Nine of those cases have now resulted in decisions requiring investigation and prosecution through the criminal justice system, but to date no effective action has been taken by the authorities, and only limited amounts of compensation have been paid to victims and their relatives.

The Government has repeatedly stated that instead of conducting criminal investigations, these cases will be investigated by the Truth and Reconciliation Commission and the High-Level Disappearances Commission. The passage of Acts to establish these bodies in 2014 was strongly criticised by the UN High Commissioner for Human Rights and other expert UN Human Rights bodies for their non-compliance with international human rights obligations, including the possibility that they will afford amnesty to perpetrators of serious international crimes.
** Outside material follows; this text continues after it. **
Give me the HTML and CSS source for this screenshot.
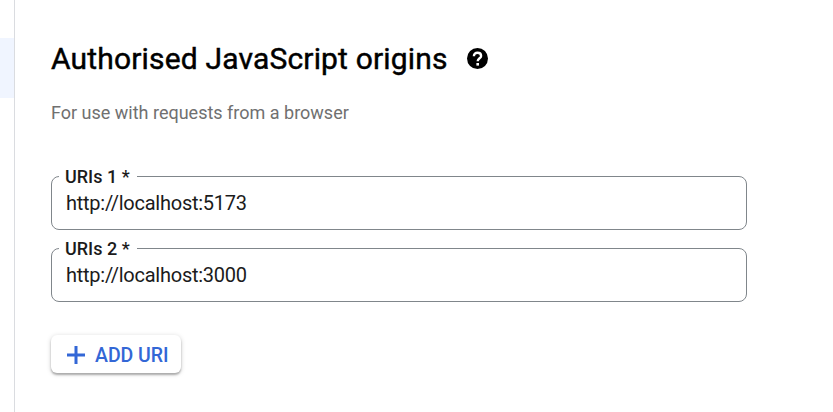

Disappearances in the Bardiya District: According to reports by the UN Office of the High Commissioner for Human Rights (OHCHR) and national and international human rights organisations, Bardiya District had the highest number of disappearances carried out during the conflict.

The OHCHR-Nepal received reports of 200 disappearances in the district; other human rights groups have put this number at 240. This figure would account for approximately 20% of all disappearances in Nepal. The Tharu indigenous group constitutes 52% of the population in Bardiya District.

During the conflict, the Tharu community in Bardiya District appears to have been particularly targeted. Over 85% of the cases of enforced disappearance documented by OHCHR-Nepal in Bardiya District were from the Tharu community. Similarly, 109 of the 160 cases of enforced disappearance examined by the UN Working Group on Enforced or Involuntary Disappearances during its 2006 session were cases of members of the Tharu community disappeared at the hands of members of the security forces.